Pubdate: Tue, 29 Aug 2017
Source: Globe and Mail (Canada)
Copyright: 2017 The Globe and Mail Company
Contact:  http://www.theglobeandmail.com/
Details: http://www.mapinc.org/media/168
Author: Karen Howlett
Page: 6

ONTARIO BOOSTS OPIOID-CRISIS FUNDING

Province stops short of declaring public-health emergency, which more
than 700 health-care workers called for in an open letter

The Ontario government is promising extra money to fight the opioid
crisis after more than 700 health-care workers called on the province
to use emergency planning measures to address a spike in overdoses.

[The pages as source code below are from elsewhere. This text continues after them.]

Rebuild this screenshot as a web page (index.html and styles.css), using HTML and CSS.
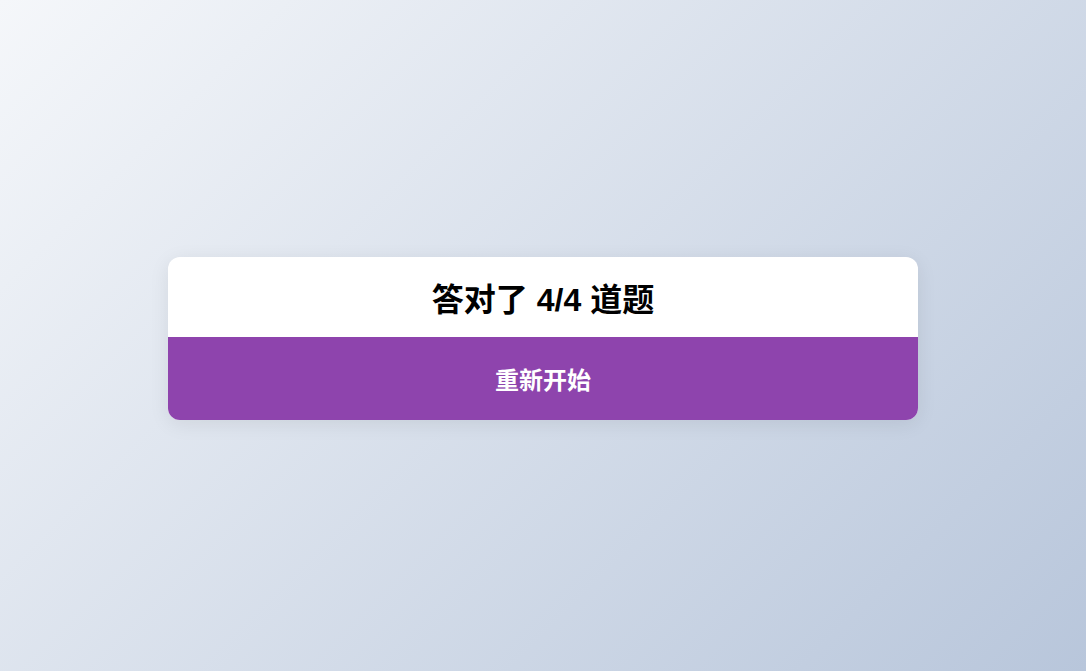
FILE: index.html
```html
<!DOCTYPE html>
<html lang="zh-CN">
<head>
<meta charset="utf-8">
<title>结果</title>
<link rel="stylesheet" href="styles.css">
</head>
<body>
<main class="page">
  <section class="card">
    <h1 class="score">答对了 4/4 道题</h1>
    <button class="restart" type="button">重新开始</button>
  </section>
</main>
</body>
</html>
```
FILE: styles.css
```css
html, body {
  margin: 0;
  padding: 0;
  height: 100%;
}
body {
  font-family: "Liberation Sans", "Noto Sans CJK SC", sans-serif;
  background: linear-gradient(135deg, #f5f7fa 0%, #b8c6db 100%);
  background-attachment: fixed;
}
.page {
  box-sizing: border-box;
  min-height: 100vh;
  display: flex;
  align-items: center;
  justify-content: center;
  padding-top: 6px;
}
.card {
  width: 750px;
  background: #fff;
  border-radius: 12px;
  overflow: hidden;
  box-shadow: 0 4px 20px rgba(0, 0, 0, 0.08);
  display: flex;
  flex-direction: column;
}
.score {
  margin: 0;
  height: 80px;
  display: flex;
  align-items: center;
  justify-content: center;
  font-size: 32px;
  font-weight: bold;
  color: #000;
}
.restart {
  height: 83px;
  border: none;
  margin: 0;
  background: #8e44ad;
  color: #fff;
  font-family: inherit;
  font-size: 24px;
  font-weight: bold;
  cursor: pointer;
}
```
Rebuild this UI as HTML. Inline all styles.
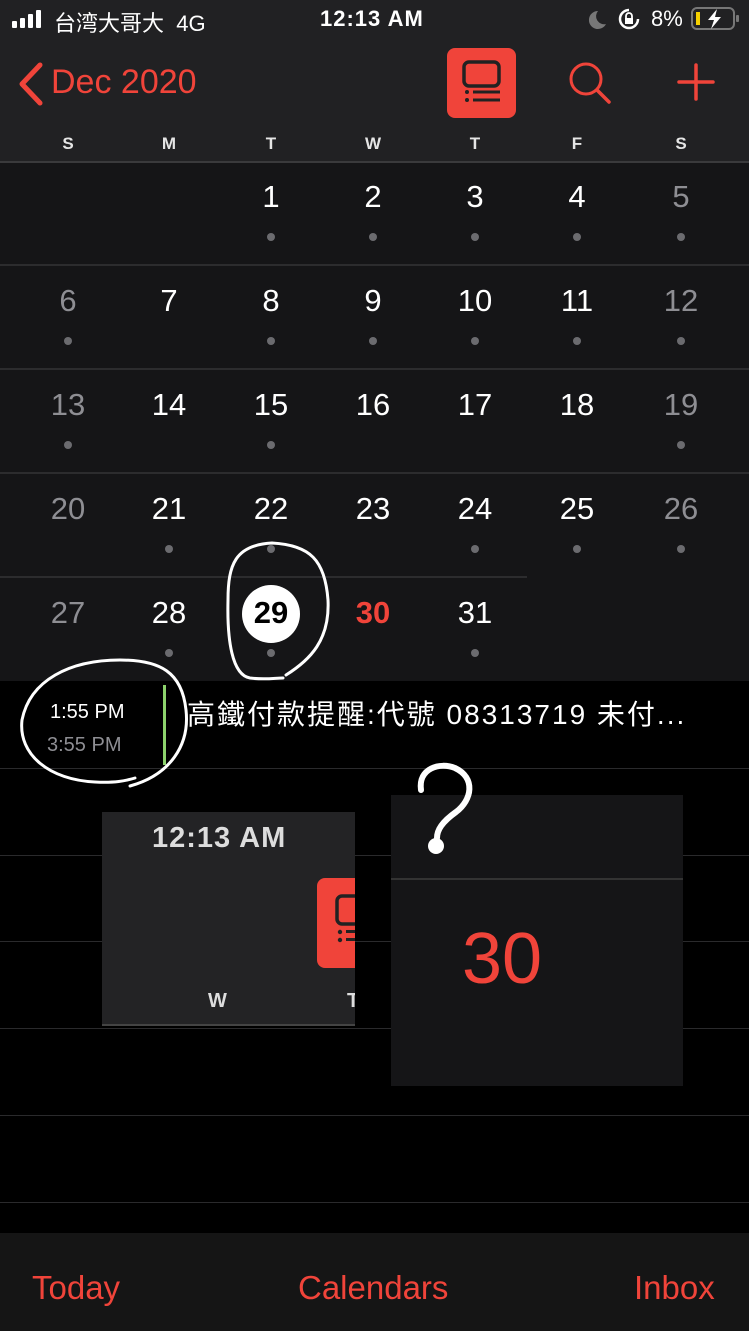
<!DOCTYPE html>
<html><head><meta charset="utf-8"><style>
*{margin:0;padding:0;box-sizing:border-box}
body{width:749px;height:1331px;background:#000;position:relative;overflow:hidden;font-family:"Liberation Sans","Noto Sans CJK TC",sans-serif;color:#fff}
.a{position:absolute}
.hdr{left:0;top:0;width:749px;height:161px;background:#212123}
.grid{left:0;top:161px;width:749px;height:520px;background:#151517}
.hl{position:absolute;left:0;height:2px;background:#2c2c2e}
.n{position:absolute;width:102px;text-align:center;font-size:31px;line-height:36px}
.g{color:#8e8e93}
.d{position:absolute;width:8px;height:8px;border-radius:4px;background:#6b6b6f}
.wd{position:absolute;top:134px;width:102px;text-align:center;font-size:17px;font-weight:bold;color:#e5e5e5}
.ll{position:absolute;left:0;width:749px;height:1px;background:#2a2a2c}
.red{color:#f0443a}
</style></head><body>
<div class="a hdr"></div>
<svg class="a" style="left:12px;top:9px" width="36" height="20"><rect x="0" y="12" width="5" height="7" rx="1" fill="#fff"/><rect x="8" y="9" width="5" height="10" rx="1" fill="#fff"/><rect x="16" y="5" width="5" height="14" rx="1" fill="#fff"/><rect x="24" y="1" width="5" height="18" rx="1" fill="#fff"/></svg>
<div class="a" style="left:54px;top:6px;font-size:22px;">台湾大哥大&nbsp;&nbsp;4G</div>
<div class="a" style="left:320px;top:6px;font-size:22px;font-weight:bold;letter-spacing:1px">12:13 AM</div>
<svg class="a" style="left:586px;top:9px" width="24" height="22"><path d="M12 2 A9 9 0 1 0 20 15 A8 8 0 0 1 12 2Z" fill="#777"/></svg>
<svg class="a" style="left:618px;top:8px" width="22" height="22"><path d="M11 2 A9 9 0 1 0 20 11" stroke="#fff" stroke-width="2.5" fill="none"/><rect x="7" y="10" width="8" height="6" fill="#fff"/><path d="M8 10 V8 a3 3 0 0 1 6 0 V10" stroke="#fff" stroke-width="1.8" fill="none"/></svg>
<div class="a" style="left:651px;top:6px;font-size:22px">8%</div>
<svg class="a" style="left:690px;top:6px" width="50" height="26"><rect x="2" y="2" width="42" height="21" rx="5" stroke="#777" stroke-width="2" fill="none"/><rect x="6" y="6" width="4" height="13" fill="#f5d000"/><rect x="46" y="9" width="3" height="7" rx="1" fill="#777"/><path d="M27 3 L18 14 H24 L21 23 L31 11 H25 Z" fill="#fff"/></svg>
<svg class="a" style="left:16px;top:62px" width="28" height="44"><path d="M24 3 L6 22 L24 41" stroke="#f0443a" stroke-width="5" fill="none" stroke-linecap="round" stroke-linejoin="round"/></svg>
<div class="a red" style="left:51px;top:63px;font-size:34px">Dec 2020</div>
<div class="a" style="left:447px;top:48px;width:69px;height:70px;border-radius:8px;background:#f0443a"></div>
<svg class="a" style="left:447px;top:48px" width="69" height="70"><rect x="17" y="14" width="35" height="24" rx="5" stroke="#222" stroke-width="3.5" fill="none"/><circle cx="20" cy="44" r="2" fill="#222"/><circle cx="20" cy="52" r="2" fill="#222"/><rect x="26" y="42.5" width="27" height="3" fill="#222"/><rect x="26" y="50.5" width="27" height="3" fill="#222"/></svg>
<svg class="a" style="left:565px;top:58px" width="50" height="50"><circle cx="21" cy="21" r="15" stroke="#f0443a" stroke-width="3" fill="none"/><path d="M32 32 L44 44" stroke="#f0443a" stroke-width="3.5" stroke-linecap="round"/></svg>
<svg class="a" style="left:676px;top:62px" width="40" height="40"><path d="M20 3 V37 M3 20 H37" stroke="#f0443a" stroke-width="3.5" stroke-linecap="round"/></svg>
<div class="wd g" style="left:17px">S</div><div class="wd" style="left:118px">M</div><div class="wd" style="left:220px">T</div><div class="wd" style="left:322px">W</div><div class="wd" style="left:424px">T</div><div class="wd" style="left:526px">F</div><div class="wd g" style="left:630px">S</div>
<div class="a grid">
<div class="hl" style="top:0;width:749px;background:#3a3a3c"></div>
<div class="hl" style="top:103px;width:749px"></div>
<div class="hl" style="top:207px;width:749px"></div>
<div class="hl" style="top:311px;width:749px"></div>
<div class="hl" style="top:415px;width:527px"></div>
<div class="n" style="left:220px;top:18px">1</div><div class="n" style="left:322px;top:18px">2</div><div class="n" style="left:424px;top:18px">3</div><div class="n" style="left:526px;top:18px">4</div><div class="n g" style="left:630px;top:18px">5</div>
<div class="d" style="left:267px;top:72px"></div><div class="d" style="left:369px;top:72px"></div><div class="d" style="left:471px;top:72px"></div><div class="d" style="left:573px;top:72px"></div><div class="d" style="left:677px;top:72px"></div>
<div class="n g" style="left:17px;top:122px">6</div><div class="n" style="left:118px;top:122px">7</div><div class="n" style="left:220px;top:122px">8</div><div class="n" style="left:322px;top:122px">9</div><div class="n" style="left:424px;top:122px">10</div><div class="n" style="left:526px;top:122px">11</div><div class="n g" style="left:630px;top:122px">12</div>
<div class="d" style="left:64px;top:176px"></div><div class="d" style="left:267px;top:176px"></div><div class="d" style="left:369px;top:176px"></div><div class="d" style="left:471px;top:176px"></div><div class="d" style="left:573px;top:176px"></div><div class="d" style="left:677px;top:176px"></div>
<div class="n g" style="left:17px;top:226px">13</div><div class="n" style="left:118px;top:226px">14</div><div class="n" style="left:220px;top:226px">15</div><div class="n" style="left:322px;top:226px">16</div><div class="n" style="left:424px;top:226px">17</div><div class="n" style="left:526px;top:226px">18</div><div class="n g" style="left:630px;top:226px">19</div>
<div class="d" style="left:64px;top:280px"></div><div class="d" style="left:267px;top:280px"></div><div class="d" style="left:677px;top:280px"></div>
<div class="n g" style="left:17px;top:330px">20</div><div class="n" style="left:118px;top:330px">21</div><div class="n" style="left:220px;top:330px">22</div><div class="n" style="left:322px;top:330px">23</div><div class="n" style="left:424px;top:330px">24</div><div class="n" style="left:526px;top:330px">25</div><div class="n g" style="left:630px;top:330px">26</div>
<div class="d" style="left:165px;top:384px"></div><div class="d" style="left:267px;top:384px"></div><div class="d" style="left:471px;top:384px"></div><div class="d" style="left:573px;top:384px"></div><div class="d" style="left:677px;top:384px"></div>
<div class="n g" style="left:17px;top:434px">27</div><div class="n" style="left:118px;top:434px">28</div>
<div style="position:absolute;left:242px;top:424px;width:58px;height:58px;border-radius:29px;background:#fff"></div>
<div class="n" style="left:220px;top:434px;color:#000;font-weight:bold">29</div>
<div class="n red" style="left:322px;top:434px;font-weight:bold">30</div><div class="n" style="left:424px;top:434px">31</div>
<div class="d" style="left:165px;top:488px"></div><div class="d" style="left:267px;top:488px"></div><div class="d" style="left:471px;top:488px"></div>
</div>
<div class="ll" style="top:768px"></div><div class="ll" style="top:855px"></div><div class="ll" style="top:941px"></div><div class="ll" style="top:1028px"></div><div class="ll" style="top:1115px"></div><div class="ll" style="top:1202px"></div>
<div class="a" style="left:50px;top:701px;font-size:20px">1:55 PM</div>
<div class="a g" style="left:47px;top:734px;font-size:20px">3:55 PM</div>
<div class="a" style="left:163px;top:685px;width:3px;height:80px;background:#8cd26c"></div>
<div class="a" style="left:187px;top:693px;font-size:28px;letter-spacing:2px;white-space:nowrap">高鐵付款提醒:代號 08313719 未付...</div>
<div class="a" style="left:102px;top:812px;width:253px;height:214px;background:#232325;border-bottom:2px solid #444"></div>
<div class="a" style="left:152px;top:822px;font-size:29px;font-weight:bold;color:#ddd;letter-spacing:1px">12:13 AM</div>
<div class="a" style="left:317px;top:878px;width:38px;height:90px;background:#f0443a;border-radius:8px 0 0 8px"></div>
<svg class="a" style="left:317px;top:878px" width="38" height="90"><rect x="20" y="18" width="30" height="28" rx="5" stroke="#222" stroke-width="3.5" fill="none"/><circle cx="23" cy="54" r="2.2" fill="#222"/><circle cx="23" cy="62" r="2.2" fill="#222"/><rect x="29" y="52" width="12" height="3" fill="#222"/><rect x="29" y="60" width="12" height="3" fill="#222"/></svg>
<div class="a" style="left:208px;top:990px;font-size:20px;font-weight:bold;color:#ddd">W</div>
<div class="a" style="left:347px;top:990px;width:8px;overflow:hidden;font-size:20px;font-weight:bold;color:#ddd">T</div>
<div class="a" style="left:391px;top:795px;width:292px;height:291px;background:#151517"></div>
<div class="a" style="left:391px;top:878px;width:292px;height:2px;background:#333"></div>
<div class="a red" style="left:462px;top:918px;font-size:72px">30</div>
<svg class="a" style="left:0;top:0" width="749" height="1331">
<g stroke="#fff" stroke-width="3" fill="none" stroke-linecap="round">
<path d="M286 675 C310 660 330 640 328 600 C325 560 310 545 272 543 C235 545 228 565 228 600 C227 640 232 675 250 678 C265 680 275 678 283 678"/>
<path d="M130 786 C170 775 190 745 186 710 C182 672 160 660 120 660 C70 660 30 680 22 720 C18 755 50 780 95 782 C115 783 125 781 135 778"/>
<path stroke-width="6" d="M421 790 C418 768 440 762 455 768 C476 778 472 800 456 812 C442 822 437 830 437 838"/>
</g>
<circle cx="436" cy="846" r="8" fill="#fff"/>
</svg>
<div class="a" style="left:0;top:1233px;width:749px;height:98px;background:#151515"></div>
<div class="a red" style="left:32px;top:1269px;font-size:33px">Today</div>
<div class="a red" style="left:298px;top:1269px;font-size:33px">Calendars</div>
<div class="a red" style="left:634px;top:1269px;font-size:33px">Inbox</div>
</body></html>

"It is clear that more needs to be done," Premier Kathleen Wynne in a
statement on Monday, vowing to commit "significant" additional
resources to address the crisis.

Health Minister Eric Hoskins will announce details of the funding at a
news conference on Tuesday at Toronto's St. Michael's Hospital. The
funding will be for everything from harm-reduction measures such as
wider distribution of the overdose antidote naloxone to more services
for treating addiction.

An open letter delivered on Monday to Ms. Wynne and members of her
cabinet from more than 700 physicians, nurses and other front-line
health-care workers in nearly five dozen cities and towns calls on the
province to follow the lead of British Columbia and declare a public
health emergency.

The letter says health-care providers are concerned about the lack of
clear, decisive action by the province in response to a disturbing
increase in overdoses linked to opioids. Delays in taking action, the
letter says, have led to unnecessary deaths.

"The consequences have been clear: lives lost, families destroyed and
harm-reduction and health-care worker burnout," the letter says.

At least 2,458 people died of opioid-related overdoses in Canada in
2016 - an average of almost seven a day - according to the first
attempt to measure the toll the drugs have taken from coast to coast.
But that national snapshot is far from complete: The numbers released
in June by a federal-provincial-territorial special advisory committee
do not include Quebec, and the data collected from Ontario and
Newfoundland and Labrador are from 2015.

Fentanyl, a powerful synthetic opioid that is being cut into a growing
number of street drugs, is behind a sharp spike in overdoses. No
province has been hit as hard as British Columbia, which has been in a
state of emergency for more than a year and is on pace for up to 1,500
overdose fatalities this year. But fentanyl is rapidly moving east,
and Toronto and other cities in Ontario are now grappling with a
string of overdoses.

Declaring an emergency would allow the province to respond more
effectively to the crisis by increasing funding for front-line
harm-reduction workers, and rapidly setting up additional overdose
prevention sites and opioid treatment programs, the letter says.

This month, Health Canada approved an application from Toronto Public
Health to open a supervised injection site several months earlier than
anticipated. An interim site opened on Aug. 21 in the building where a
permanent site is to open this fall. The Ontario government has
provided $3.5-million in funding for this and two other supervised
injection sites.

Ms. Wynne promised the additional funding during a private, one-hour
meeting on Monday, said Alexander Caudarella, an addiction medicine
physician who signed the letter and attended the meeting. However, he
said, the Premier stopped short of agreeing to enact the province's
emergency powers.

In an effort to help policy makers and health-care workers in Ontario
better understand the scope of the opioid overdose problem, the
government introduced an online surveillance system in May that makes
a wide range of data publicly available, including the number of
hospitalizations and emergency department visits from drug overdoses
dating back to 2003.

The data show a marked rise in many regions of the province in the
number of emergency department visits in recent months.

Ms. Wynne assured everyone during the meeting that the new funds will
be immediately available, Dr. Caudarella said. Declaring an emergency
would essentially decentralize how the money is allocated, he said.

"Local hospitals and front-line workers would have a lot more control
in telling the government what they need and when they need it," he
said.

"I think the Premier heard that they had felt excluded up until now
from a lot of that decision making."

Declaring an emergency would also be symbolically important, Dr.
Caudarella said, as it would send a powerful message that those on the
front lines of the epidemic are not alone, "and that the lives of
those who use drugs and their families have value."

Ontario Progressive Conservative Leader Patrick Brown called on Ms.
Wynne on Monday to create a ministerial task force to address the crisis.